Report: Rumsfeld's Top Secret Intelligence Reports Were Covered in Biblical Quotes

World

WASHINGTON (AFP) -- Former defense secretary Donald Rumsfeld routinely used militaristic passages from the Bible on the cover pages of White House intelligence documents, according to new revelations by GQ magazine.

It said Rumsfeld displayed the passages over photographs of U.S. forces in Iraq to curry favor with then president George W. Bush, despite concerns about the incendiary impact on the Islamic world if they were ever made public.

One republished on the GQ website came from March 31, 2003, showing a U.S. tank roaring through the desert about 10 days after the United States invaded Iraq to topple the regime of Saddam Hussein.

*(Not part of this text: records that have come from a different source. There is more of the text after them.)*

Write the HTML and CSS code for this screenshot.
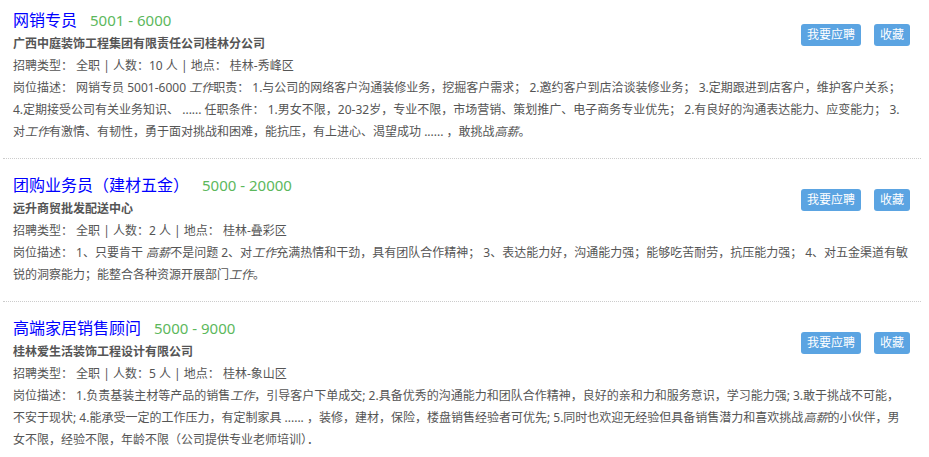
FILE: index.html
```html
<!DOCTYPE html>
<html lang="zh-CN">
<head>
    <meta charset="UTF-8">
    <meta name="viewport" content="width=device-width, initial-scale=1.0">
    <title>职位列表</title>
    <link rel="stylesheet" href="styles.css">
</head>
<body>
    <div class="job-list">

        <div class="job">
            <div class="job-head">
                <div class="job-main">
                    <div class="job-title">
                        <a class="job-name" href="#">网销专员</a>
                        <span class="job-salary">5001 - 6000</span>
                    </div>
                    <div class="company">广西中庭装饰工程集团有限责任公司桂林分公司</div>
                    <div class="info">招聘类型： 全职 | 人数：10 人 | 地点： 桂林-秀峰区</div>
                </div>
                <div class="actions">
                    <button class="btn">我要应聘</button>
                    <button class="btn">收藏</button>
                </div>
            </div>
            <div class="desc">岗位描述： 网销专员 5001-6000 <em>工作</em>职责： 1.与公司的网络客户沟通装修业务，挖掘客户需求； 2.邀约客户到店洽谈装修业务； 3.定期跟进到店客户，维护客户关系； 4.定期接受公司有关业务知识、 ...... 任职条件： 1.男女不限，20-32岁，专业不限，市场营销、策划推广、电子商务专业优先； 2.有良好的沟通表达能力、应变能力； 3.对<em>工作</em>有激情、有韧性，勇于面对挑战和困难，能抗压，有上进心、渴望成功 ...... ，敢挑战<em>高薪</em>。</div>
        </div>

        <div class="job">
            <div class="job-head">
                <div class="job-main">
                    <div class="job-title">
                        <a class="job-name" href="#">团购业务员（建材五金）</a>
                        <span class="job-salary">5000 - 20000</span>
                    </div>
                    <div class="company">远升商贸批发配送中心</div>
                    <div class="info">招聘类型： 全职 | 人数：2 人 | 地点： 桂林-叠彩区</div>
                </div>
                <div class="actions">
                    <button class="btn">我要应聘</button>
                    <button class="btn">收藏</button>
                </div>
            </div>
            <div class="desc">岗位描述： 1、只要肯干 <em>高薪</em>不是问题 2、对<em>工作</em>充满热情和干劲，具有团队合作精神； 3、表达能力好，沟通能力强；能够吃苦耐劳，抗压能力强； 4、对五金渠道有敏锐的洞察能力；能整合各种资源开展部门<em>工作</em>。</div>
        </div>

        <div class="job">
            <div class="job-head">
                <div class="job-main">
                    <div class="job-title">
                        <a class="job-name" href="#">高端家居销售顾问</a>
                        <span class="job-salary">5000 - 9000</span>
                    </div>
                    <div class="company">桂林爱生活装饰工程设计有限公司</div>
                    <div class="info">招聘类型： 全职 | 人数：5 人 | 地点： 桂林-象山区</div>
                </div>
                <div class="actions">
                    <button class="btn">我要应聘</button>
                    <button class="btn">收藏</button>
                </div>
            </div>
            <div class="desc">岗位描述： 1.负责基装主材等产品的销售<em>工作</em>，引导客户下单成交; 2.具备优秀的沟通能力和团队合作精神，良好的亲和力和服务意识，学习能力强; 3.敢于挑战不可能，不安于现状; 4.能承受一定的工作压力，有定制家具 ...... ，装修，建材，保险，楼盘销售经验者可优先; 5.同时也欢迎无经验但具备销售潜力和喜欢挑战<em>高薪</em>的小伙伴，男女不限，经验不限，年龄不限（公司提供专业老师培训）．</div>
        </div>

    </div>
</body>
</html>
```

FILE: styles.css
```css
body {
    margin: 0;
    font-family: "Noto Sans", "Noto Sans CJK SC", sans-serif;
    font-size: 12px;
    color: #555;
    background-color: #fff;
}

/* List */
.job-list {
    padding: 0 8px 0 3px;
}

.job {
    padding: 14px 11px 15px 10px;
    border-bottom: 1px dotted #ccc;
}

.job:first-child {
    padding-top: 8px;
}

/* Title row + buttons */
.job-head {
    display: flex;
    justify-content: space-between;
    align-items: flex-start;
}

.job-title {
    display: flex;
    align-items: baseline;
    height: 25px;
    line-height: 25px;
}

.job-name {
    font-size: 16px;
    color: #00f;
    text-decoration: none;
}

.job-salary {
    font-size: 15px;
    color: #5cb85c;
    margin-left: 13px;
}

.company {
    font-weight: bold;
    line-height: 22px;
}

.info,
.desc {
    line-height: 22px;
}

.desc em {
    font-style: italic;
}

/* Buttons */
.actions {
    display: flex;
    gap: 13px;
    margin-top: 16px;
}

.btn {
    height: 22px;
    padding: 0 6px;
    border: none;
    border-radius: 3px;
    background-color: #5ba4e2;
    color: #fff;
    font-family: inherit;
    font-size: 12px;
    line-height: 22px;
    cursor: pointer;
}
```
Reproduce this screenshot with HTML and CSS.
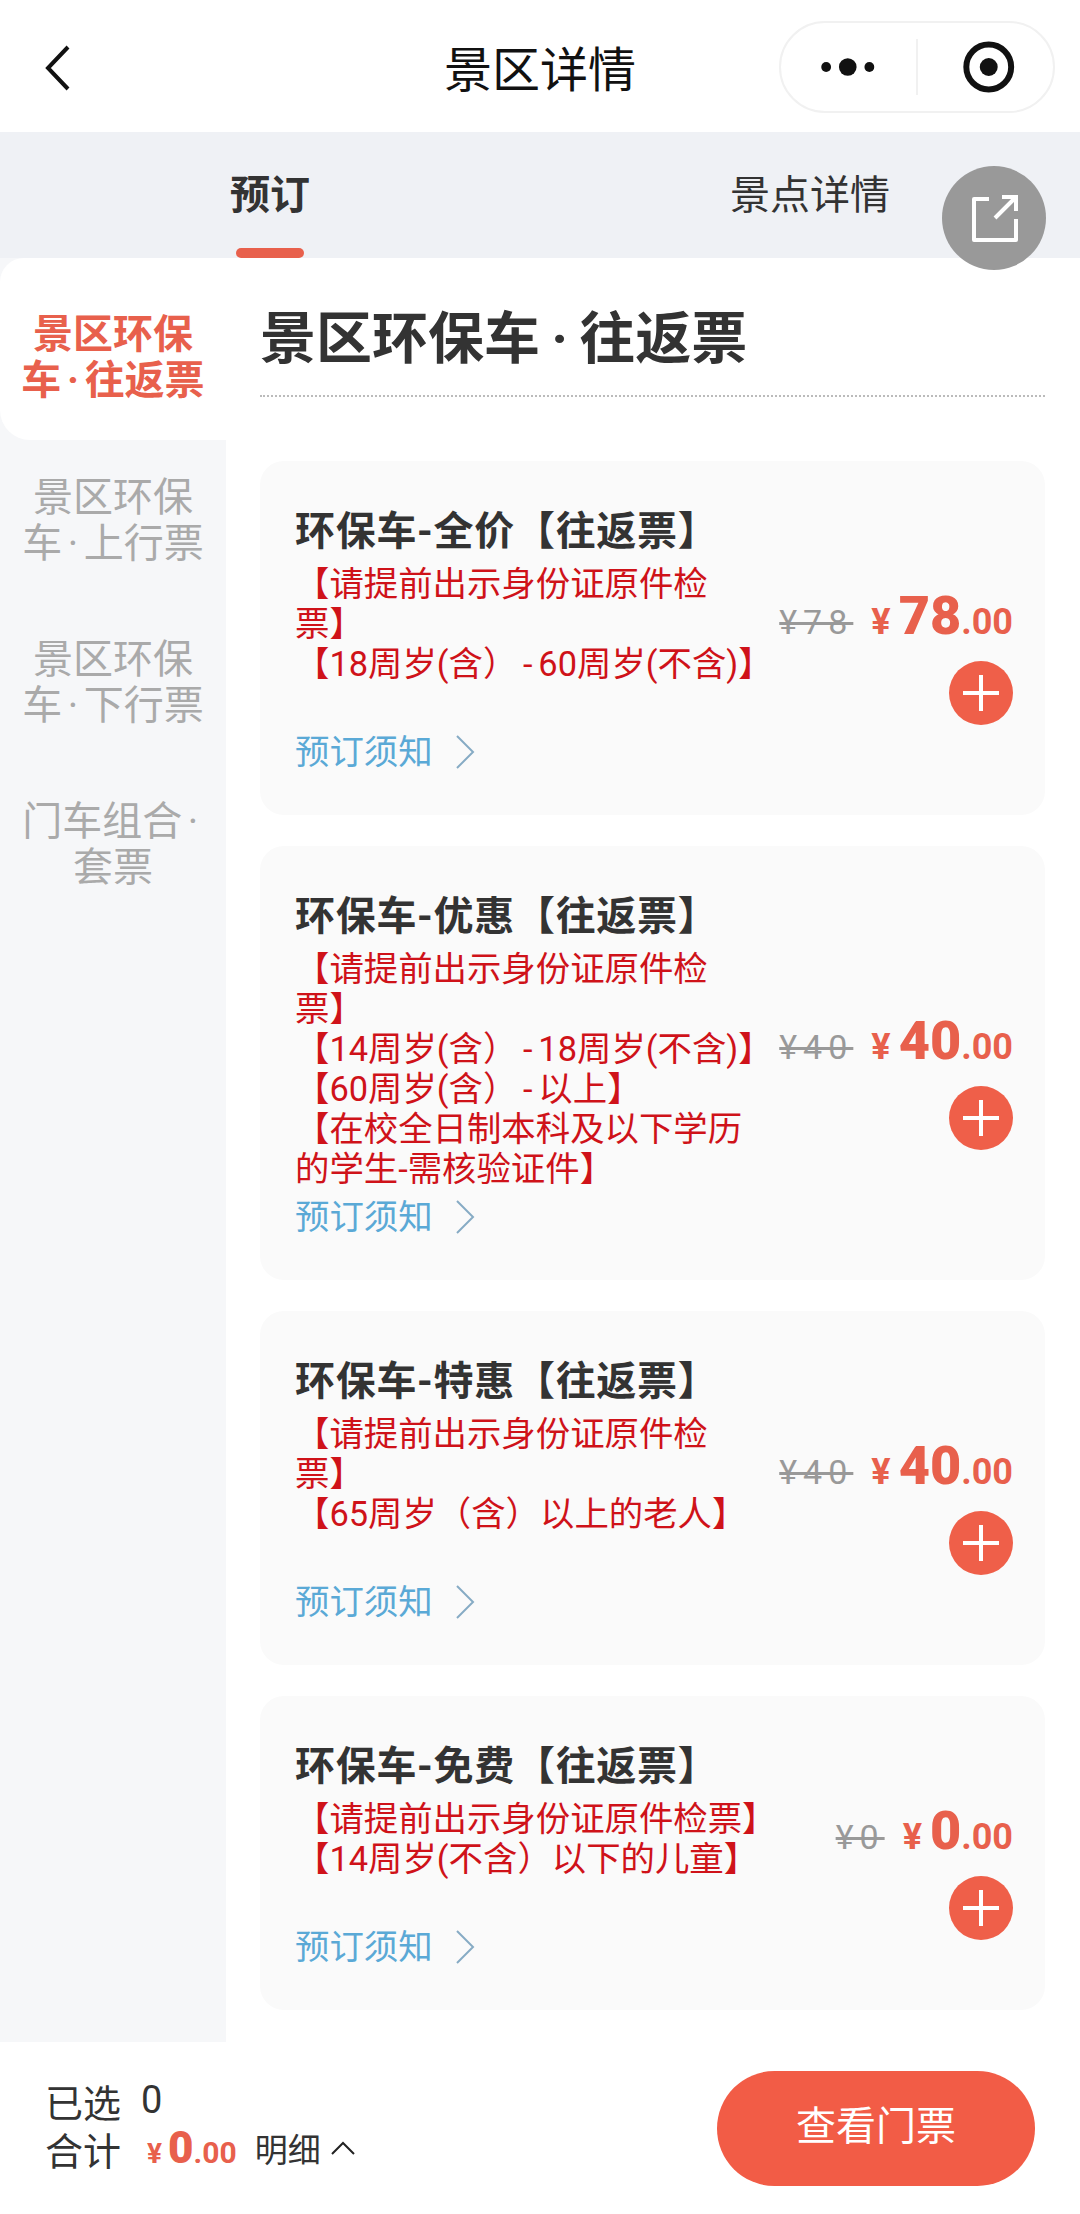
FILE: index.html
```html
<!DOCTYPE html>
<html lang="zh-CN">
<head>
  <meta charset="UTF-8" />
  <meta name="viewport" content="width=device-width, initial-scale=1.0"/>
  <title>景区详情</title>
  <link rel="stylesheet" href="styles.css">
</head>
<body>
  <div class="page">
    <div class="navBar">
      <svg class="backIcon" width="26" height="46" viewBox="0 0 26 46">
        <path d="M23 2 L3 23 L23 44" fill="none" stroke="#111" stroke-width="4"/>
      </svg>
      <div class="navTitle">景区详情</div>
      <div class="capsule">
        <svg class="capsuleMore" width="137" height="56" viewBox="0 0 137 56">
          <circle cx="46" cy="28" r="5" fill="#111"/>
          <circle cx="68" cy="28" r="9" fill="#111"/>
          <circle cx="90" cy="28" r="5" fill="#111"/>
        </svg>
        <svg class="capsuleClose" width="136" height="56" viewBox="0 0 136 56">
          <circle cx="71" cy="28" r="22.5" fill="none" stroke="#111" stroke-width="6"/>
          <circle cx="71" cy="28" r="9" fill="#111"/>
        </svg>
      </div>
    </div>

    <div class="tabs">
      <div class="tab active">预订</div>
      <div class="tab">景点详情</div>
    </div>

    <!-- 分享按钮 -->
    <div class="shareButton">
      <svg width="50" height="50" viewBox="0 0 50 50">
        <path d="M20 6 H5 V47 H47 V26" fill="none" stroke="#fff" stroke-width="4" stroke-linejoin="round"/>
        <path d="M26 25 L46 5 M33 4 H47 V18" fill="none" stroke="#fff" stroke-width="4"/>
      </svg>
    </div>

    <div class="main">
      <div class="sideMenu">
        <div class="menuItem active">景区环保<br>车<span class="dot">·</span>往返票</div>
        <div class="menuItem">景区环保<br>车<span class="dot">·</span>上行票</div>
        <div class="menuItem">景区环保<br>车<span class="dot">·</span>下行票</div>
        <div class="menuItem">门车组合<span class="dot">·</span><br>套票</div>
      </div>

      <div class="content">
        <div class="sectionTitle">景区环保车<span class="dot">·</span>往返票</div>

        <div class="ticketList">
          <div class="ticket">
            <div class="ticketInfo">
              <div class="ticketName">环保车-全价【往返票】</div>
              <div class="ticketRules extraLine">【请提前出示身份证原件检<br>票】<br>【18周岁(含） - 60周岁(不含)】</div>
              <div class="notice">预订须知
                <svg class="noticeArrow" width="20" height="34" viewBox="0 0 20 34">
                  <path d="M2 1 L18 17 L2 33" fill="none" stroke="#86abc4" stroke-width="2"/>
                </svg>
              </div>
            </div>
            <div class="ticketSide">
              <div class="priceRow">
                <span class="oldPrice">¥78</span>
                <span class="price"><span class="yen">¥</span><b>78</b><span class="cents">.00</span></span>
              </div>
              <div class="addButton"></div>
            </div>
          </div>

          <div class="ticket">
            <div class="ticketInfo">
              <div class="ticketName">环保车-优惠【往返票】</div>
              <div class="ticketRules">【请提前出示身份证原件检<br>票】<br>【14周岁(含） - 18周岁(不含)】<br>【60周岁(含） - 以上】<br>【在校全日制本科及以下学历<br>的学生-需核验证件】</div>
              <div class="notice">预订须知
                <svg class="noticeArrow" width="20" height="34" viewBox="0 0 20 34">
                  <path d="M2 1 L18 17 L2 33" fill="none" stroke="#86abc4" stroke-width="2"/>
                </svg>
              </div>
            </div>
            <div class="ticketSide">
              <div class="priceRow">
                <span class="oldPrice">¥40</span>
                <span class="price"><span class="yen">¥</span><b>40</b><span class="cents">.00</span></span>
              </div>
              <div class="addButton"></div>
            </div>
          </div>

          <div class="ticket">
            <div class="ticketInfo">
              <div class="ticketName">环保车-特惠【往返票】</div>
              <div class="ticketRules extraLine">【请提前出示身份证原件检<br>票】<br>【65周岁（含）以上的老人】</div>
              <div class="notice">预订须知
                <svg class="noticeArrow" width="20" height="34" viewBox="0 0 20 34">
                  <path d="M2 1 L18 17 L2 33" fill="none" stroke="#86abc4" stroke-width="2"/>
                </svg>
              </div>
            </div>
            <div class="ticketSide">
              <div class="priceRow">
                <span class="oldPrice">¥40</span>
                <span class="price"><span class="yen">¥</span><b>40</b><span class="cents">.00</span></span>
              </div>
              <div class="addButton"></div>
            </div>
          </div>

          <div class="ticket">
            <div class="ticketInfo">
              <div class="ticketName">环保车-免费【往返票】</div>
              <div class="ticketRules extraLine">【请提前出示身份证原件检票】<br>【14周岁(不含）以下的儿童】</div>
              <div class="notice">预订须知
                <svg class="noticeArrow" width="20" height="34" viewBox="0 0 20 34">
                  <path d="M2 1 L18 17 L2 33" fill="none" stroke="#86abc4" stroke-width="2"/>
                </svg>
              </div>
            </div>
            <div class="ticketSide">
              <div class="priceRow">
                <span class="oldPrice">¥0</span>
                <span class="price"><span class="yen">¥</span><b>0</b><span class="cents">.00</span></span>
              </div>
              <div class="addButton"></div>
            </div>
          </div>
        </div>
      </div>
    </div>

    <div class="footer">
      <div class="summary">
        <div class="summaryRow">已选<span class="selectedCount">0</span></div>
        <div class="summaryRow">
          合计
          <span class="totalPrice"><span class="yen">¥</span><b>0</b><span class="cents">.00</span></span>
          <span class="detailLink">明细</span>
          <svg width="24" height="14" viewBox="0 0 24 14">
            <path d="M1 13 L12 2 L23 13" fill="none" stroke="#222" stroke-width="2"/>
          </svg>
        </div>
      </div>
      <div class="checkButton">查看门票</div>
    </div>
  </div>
</body>
</html>
```

FILE: styles.css
```css
* {
  box-sizing: border-box;
}
body {
  margin: 0;
  font-family: Roboto, "Noto Sans CJK SC", sans-serif;
  color: #333;
  background-color: white;
}
.page {
  position: relative;
  display: flex;
  flex-direction: column;
  width: 1080px;
  height: 2214px;
  overflow: hidden;
}

/* 顶部导航 */
.navBar {
  display: flex;
  align-items: center;
  justify-content: center;
  position: relative;
  height: 132px;
  background-color: white;
}
.navTitle {
  font-size: 48px;
  color: #111;
}
.backIcon {
  position: absolute;
  left: 45px;
  top: 45px;
}
.capsule {
  position: absolute;
  left: 779px;
  top: 21px;
  width: 276px;
  height: 92px;
  display: flex;
  align-items: center;
  border: 2px solid #f1f1f1;
  border-radius: 46px;
}
.capsuleMore {
  border-right: 2px solid #f1f1f1;
}

/* 标签 */
.tabs {
  display: flex;
  height: 126px;
  background-color: #eff1f5;
}
.tab {
  position: relative;
  width: 540px;
  padding-top: 34px;
  text-align: center;
  font-size: 40px;
  line-height: 60px;
}
.tab.active {
  font-weight: bold;
}
.tab.active::after {
  content: "";
  position: absolute;
  left: 236px;
  bottom: 0;
  width: 68px;
  height: 10px;
  border-radius: 5px;
  background-color: #e8604c;
}
.shareButton {
  position: absolute;
  left: 942px;
  top: 166px;
  width: 104px;
  height: 104px;
  display: flex;
  align-items: center;
  justify-content: center;
  border-radius: 50%;
  background-color: #999;
  z-index: 2;
}

/* 主体 */
.main {
  flex: 1;
  display: flex;
  min-height: 0;
  background-color: #eff1f5;
}
.sideMenu {
  width: 226px;
  padding-top: 17px;
  flex-shrink: 0;
  position: relative;
  background-color: #f6f7f9;
}
.menuItem {
  height: 162px;
  padding: 35px 14px 0;
  text-align: center;
  font-size: 40px;
  line-height: 46px;
  color: #aaa;
}
.menuItem.active {
  height: 182px;
  margin-top: -17px;
  padding-top: 54px;
  font-weight: bold;
  color: #e8604c;
  background-color: white;
  border-radius: 24px 0 0 30px;
}
.dot {
  display: inline-block;
  margin: 0 .14em;
  line-height: 1;
}
.content {
  flex: 1;
  padding: 0 35px 0 34px;
  background-color: white;
}
.sectionTitle {
  padding-top: 41px;
  height: 139px;
  border-bottom: 2px dotted #bbb;
  font-size: 56px;
  line-height: 80px;
  font-weight: bold;
}
.sectionTitle .dot {
  margin: 0 .2em;
}

/* 票 */
.ticketList {
  display: flex;
  flex-direction: column;
  gap: 31px;
  margin-top: 64px;
}
.ticket {
  display: flex;
  align-items: center;
  gap: 4px;
  padding: 43px 32px 39px 35px;
  border-radius: 24px;
  background-color: #fafafa;
}
.ticketInfo {
  flex: 1;
  min-width: 0;
}
.ticketName {
  font-size: 40px;
  line-height: 56px;
  font-weight: bold;
  letter-spacing: .7px;
  white-space: nowrap;
}
.ticketRules {
  margin-top: 4px;
  font-size: 34.4px;
  line-height: 40px;
  word-spacing: -2.8px;
  color: #cf1219;
  white-space: nowrap;
}
.ticketRules.extraLine {
  padding-bottom: 40px;
}
.notice {
  display: flex;
  align-items: center;
  gap: 22px;
  margin-top: 4px;
  font-size: 34.4px;
  line-height: 48px;
  color: #5aa9d6;
}
.ticketSide {
  flex-shrink: 0;
  display: flex;
  flex-direction: column;
  align-items: flex-end;
  margin-top: 30px;
}
.priceRow {
  display: flex;
  align-items: baseline;
  gap: 18px;
  height: 60px;
  line-height: 60px;
}
.oldPrice {
  font-size: 34px;
  letter-spacing: 6px;
  color: #999;
  text-decoration: line-through;
}
.price,
.totalPrice {
  color: #e8604c;
  font-weight: bold;
}
.price b {
  font-size: 54px;
  margin-left: 8px;
}
.yen {
  font-size: 36px;
}
.cents {
  font-size: 36px;
}
.addButton {
  position: relative;
  width: 64px;
  height: 64px;
  margin-top: 15px;
  border-radius: 50%;
  background-color: #ef5f49;
}
.addButton::before,
.addButton::after {
  content: "";
  position: absolute;
  left: 14px;
  top: 30px;
  width: 36px;
  height: 4px;
  background-color: white;
}
.addButton::after {
  transform: rotate(90deg);
}

/* 底部 */
.footer {
  height: 172px;
  display: flex;
  align-items: center;
  justify-content: space-between;
  padding: 0 45px;
  background-color: white;
}
.summary {
  padding-bottom: 8px;
}
.summaryRow {
  display: flex;
  align-items: center;
  height: 48px;
  font-size: 38px;
}
.selectedCount {
  margin-left: 20px;
}
.totalPrice {
  margin-left: 26px;
}
.totalPrice b {
  font-size: 44px;
  margin-left: 6px;
}
.totalPrice .yen {
  font-size: 28px;
}
.totalPrice .cents {
  font-size: 30px;
}
.detailLink {
  margin: 0 10px 0 18px;
  font-size: 33px;
}
.checkButton {
  width: 318px;
  height: 115px;
  border-radius: 58px;
  text-align: center;
  font-size: 40px;
  line-height: 112px;
  color: white;
  background-color: #f25c46;
}
```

Over the image was printed a verse from Ephesians: "Therefore put on the full armor of God, so that when the day of evil comes, you may be able to stand your ground, and after you have done everything, to stand."

The report by Robert Draper, who wrote a well-received book about Bush called Dead Certain, also detailed the frustration and occasional fury of former officials who said Rumsfeld constantly undermined the president's goals.

The bellicose passages of Scripture appeared on the front page of top-secret intelligence summaries prepared by the Pentagon for the born-again Christian president's personal review, Draper reported.

The briefing documents were so sensitive that they were often hand-delivered by Rumsfeld to the White House, he said.

Another of the images showed U.S. troops trudging through the desert under a passage from Isaiah: "Their arrows are sharp, all their bows are strung; their horses' hoofs seem like flint, their chariot wheels are like a whirlwind."

Draper noted that unlike Bush, Rumsfeld did not wear his religion on his sleeve. And he said the use of the biblical passages was the brainchild of a director for intelligence working under the Pentagon chief.

"Still, the sheer cunning of pairing unsentimental intelligence with religious righteousness bore the signature of one man: Donald Rumsfeld," Draper's report said.

"At least one Muslim analyst in the (Pentagon) building had been greatly offended," it said.

"Others privately worried that if these covers were leaked during a war conducted in an Islamic nation, the fallout -- as one Pentagon staffer would later say -- 'would be as bad as Abu Ghraib'."